# STATED EXERCISE
Which lines below hold the word "components"? Copy all of them.

# DATA EXCERPT

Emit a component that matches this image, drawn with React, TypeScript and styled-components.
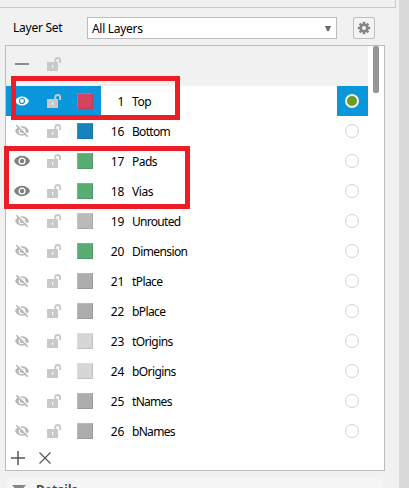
import React from "react";
import styled, { createGlobalStyle } from "styled-components";

const GlobalStyle = createGlobalStyle`
  * { box-sizing: border-box; }
  body { margin: 0; background: #f1f1f1; overflow: hidden; }
`;

const Window = styled.div`
  position: relative;
  display: flex;
  width: 409px;
  height: 488px;
  overflow: hidden;
  background: #f1f1f1;
  font: 12px/16px "Noto Sans", "Open Sans", sans-serif;
  color: #000;
`;
const Panel = styled.main`
  width: 399px;
  display: flex;
  flex-direction: column;
`;
const Gutter = styled.div`
  width: 10px;
  background: #d9d9d9;
`;
const PanelAbove = styled.div`
  width: 396px;
  height: 8px;
  flex: none;
  border: solid #c9c9c9;
  border-width: 0 1px 1px 0;
`;
const Toolbar = styled.div`
  display: flex;
  align-items: center;
  height: 22px;
  margin-top: 9px;
  padding-left: 13px;
  flex: none;
`;
const Text = styled.span<{ $spacing?: number }>`
  letter-spacing: ${(p) => p.$spacing ?? 0}px;
  white-space: nowrap;
`;
const Label = styled.div`
  width: 74px;
`;
const Select = styled.div`
  width: 250px;
  height: 22px;
  display: flex;
  align-items: center;
  justify-content: space-between;
  padding: 1px 5px 0 4px;
  border: 1px solid #bcbcbc;
  background: #fff;
`;
const SelectArrow = styled.svg`
  margin-top: -1px;
`;
const GearButton = styled.button`
  width: 22px;
  height: 22px;
  margin-left: 16px;
  padding: 0;
  display: grid;
  place-items: center;
  border: 1px solid #bebebe;
  border-radius: 2px;
  background: #f4f4f4;
`;
const List = styled.section`
  width: 380px;
  height: 426px;
  margin: 6px 0 0 5px;
  flex: none;
  display: flex;
  flex-direction: column;
  border: 1px solid #bcbcbc;
  background: #fff;
`;
const Scroller = styled.div`
  display: flex;
`;
const Rows = styled.div`
  width: 362px;
`;
const Track = styled.div`
  padding-left: 5px;
`;
const Thumb = styled.div`
  width: 6px;
  height: 47px;
  border-radius: 2px;
  background: #959696;
`;
const columns = "31px 32px 32px 23px 1fr 31px";
const Header = styled.div`
  display: grid;
  grid-template-columns: ${columns};
  height: 40px;
  padding-bottom: 4px;
  background: #f1f1f1;
`;
const Row = styled.div`
  display: grid;
  grid-template-columns: ${columns};
  height: 30px;
`;
const Cell = styled.div<{ $selected?: boolean; $inset?: number }>`
  display: flex;
  align-items: center;
  justify-content: center;
  padding-left: ${(p) => p.$inset ?? 1}px;
  background: ${(p) => (p.$selected ? "#0996da" : "transparent")};
`;
const Swatch = styled.div<{ $color: string }>`
  width: 16px;
  height: 16px;
  background: ${(p) => p.$color};
  border: 1px solid;
  border-color: rgba(255, 255, 255, 0.15) rgba(0, 0, 0, 0.1) rgba(0, 0, 0, 0.1) rgba(255, 255, 255, 0.15);
`;
const NumberCell = styled.div`
  padding-top: 8px;
  text-align: right;
`;
const NameCell = styled.div`
  padding: 8px 0 0 8px;
`;
const Radio = styled.div<{ $on?: boolean }>`
  width: 14px;
  height: 14px;
  margin-right: 2px;
  border: ${(p) => (p.$on ? "2px solid #f2f2ec" : "1px solid #d4d4d4")};
  border-radius: 50%;
  background: ${(p) => (p.$on ? "#6b9a24" : "#fff")};
`;
const Actions = styled.div`
  display: flex;
  align-items: center;
  gap: 14px;
  height: 24px;
  padding-left: 5px;
`;
const Details = styled.div`
  display: flex;
  gap: 10px;
  height: 11px;
  width: 376px;
  flex: none;
  margin: 6px 0 0 7px;
  padding: 5px 0 0 5px;
  background: #f5f5f5;
  color: #45474f;
  font-weight: 700;
`;
const Arrow = styled.svg`
  flex: none;
  margin-top: 3px;
`;
const Highlight = styled.div<{ $x: number; $y: number; $w: number; $h: number }>`
  position: absolute;
  left: ${(p) => p.$x}px;
  top: ${(p) => p.$y}px;
  width: ${(p) => p.$w}px;
  height: ${(p) => p.$h}px;
  border: 5px solid #ee1c25;
`;

const Lock = () => (
  <svg width="16" height="16" viewBox="0 0 16 16">
    <path d="M9.300 7V4.300a2.400 2.400 0 0 1 4.800 0V7" fill="none" stroke="#c9c9c9" strokeWidth="2" />
    <path fill="#c9c9c9" d="M1 6h11v9H1z" />
    <path fill="#f4f4f4" d="M6 9h1.200v3H6z" />
  </svg>
);
const Eye = ({ color, hole, size = 16 }: { color: string; hole: string; size?: number }) => (
  <svg width={size} height="12" viewBox="0 0 16 12">
    <path fill={color} d="M0 6C1.4 2.8 4.5.8 8 .8S14.600 2.800 16 6C14.600 9.200 11.500 11.200 8 11.200S1.400 9.200 0 6z" />
    <circle cx="8" cy="6" r="2.900" fill={color} stroke={hole} strokeWidth="1.300" />
  </svg>
);
const HiddenEye = () => (
  <svg width="16" height="14" viewBox="0 0 16 14">
    <path fill="#b8b8b8" d="M1 7C2.300 4.100 4.800 2.300 8 2.300S13.700 4.100 15 7C13.700 9.900 11.200 11.700 8 11.700S2.300 9.900 1 7z" />
    <circle cx="8" cy="7" r="2.700" fill="#b8b8b8" stroke="#fff" strokeWidth="1.100" />
    <path d="M3.600.8 15 12.200" stroke="#fff" strokeWidth="1.300" />
    <path d="M2.300 1.300 13.700 12.700" stroke="#b4b4b4" strokeWidth="1.500" />
  </svg>
);
const Gear = () => (
  <svg width="14" height="14" viewBox="-7 -7 14 14">
    {[0, 45, 90, 135].map((a) => (
      <rect key={a} x="-1.300" y="-6.200" width="2.600" height="12.400" fill="#858585" transform={`rotate(${a})`} />
    ))}
    <circle r="4.500" fill="#858585" />
    <circle r="2" fill="#f4f4f4" />
  </svg>
);

interface Layer {
  id: number;
  name: string;
  color: string;
  visible?: boolean;
  selected?: boolean;
  spacing: number;
}
const layers: Layer[] = [
  { id: 1, name: "Top", color: "#d6435f", visible: true, selected: true, spacing: -0.4 },
  { id: 16, name: "Bottom", color: "#1783bc", spacing: -0.7 },
  { id: 17, name: "Pads", color: "#5aad72", visible: true, spacing: -0.5 },
  { id: 18, name: "Vias", color: "#5aad72", visible: true, spacing: -0.4 },
  { id: 19, name: "Unrouted", color: "#bababa", spacing: -0.7 },
  { id: 20, name: "Dimension", color: "#5aad72", spacing: -0.6 },
  { id: 21, name: "tPlace", color: "#adadad", spacing: -0.6 },
  { id: 22, name: "bPlace", color: "#adadad", spacing: -0.6 },
  { id: 23, name: "tOrigins", color: "#d6d6d6", spacing: -0.6 },
  { id: 24, name: "bOrigins", color: "#d6d6d6", spacing: -0.6 },
  { id: 25, name: "tNames", color: "#adadad", spacing: -0.7 },
  { id: 26, name: "bNames", color: "#adadad", spacing: -0.7 },
];

const LayerRow = ({ layer }: { layer: Layer }) => (
  <Row>
    <Cell $selected={layer.selected}>
      {layer.selected ? (
        <Eye color="#fff" hole="#0996da" size={14} />
      ) : layer.visible ? (
        <Eye color="#808080" hole="#fff" />
      ) : (
        <HiddenEye />
      )}
    </Cell>
    <Cell $selected={layer.selected} $inset={2}><Lock /></Cell>
    <Cell $selected={layer.selected} $inset={0}><Swatch $color={layer.color} /></Cell>
    <NumberCell><Text $spacing={-0.3}>{layer.id}</Text></NumberCell>
    <NameCell><Text $spacing={layer.spacing}>{layer.name}</Text></NameCell>
    <Cell $selected={layer.selected}><Radio $on={layer.selected} /></Cell>
  </Row>
);

export default function App() {
  return (
    <Window>
      <GlobalStyle />
      <Panel>
        <PanelAbove />
        <Toolbar>
          <Label><Text $spacing={-0.25}>Layer Set</Text></Label>
          <Select>
            <Text $spacing={-0.3}>All Layers</Text>
            <SelectArrow width="6" height="5"><path d="M0 0h6L3.800 5H2.200z" fill="#666" /></SelectArrow>
          </Select>
          <GearButton aria-label="Layer settings"><Gear /></GearButton>
        </Toolbar>
        <List>
          <Scroller>
            <Rows>
              <Header>
                <Cell><svg width="14" height="2"><path d="M0 0h14v2H0z" fill="#8a8a8a" /></svg></Cell>
                <Cell $inset={2}><Lock /></Cell>
              </Header>
              {layers.map((l) => <LayerRow key={l.id} layer={l} />)}
            </Rows>
            <Track><Thumb /></Track>
          </Scroller>
          <Actions>
            <svg width="14" height="14"><path d="M0 7h14M7 0v14" stroke="#555" strokeWidth="1.500" /></svg>
            <svg width="12" height="12"><path d="M.500.500 11.500 11.500M11.500.500.500 11.500" stroke="#555" strokeWidth="1.200" /></svg>
          </Actions>
        </List>
        <Details>
          <Arrow width="14" height="8"><path d="M0 0h14L7 8z" fill="#858585" /></Arrow>
          <Text>Details</Text>
        </Details>
      </Panel>
      <Gutter />
      <Highlight $x={11} $y={76} $w={169} $h={44} />
      <Highlight $x={4} $y={146} $w={186} $h={63} />
    </Window>
  );
}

# IN RESPONSE
Emit a component that matches this image, drawn with React, TypeScript and styled-components.
import styled, { createGlobalStyle } from "styled-components";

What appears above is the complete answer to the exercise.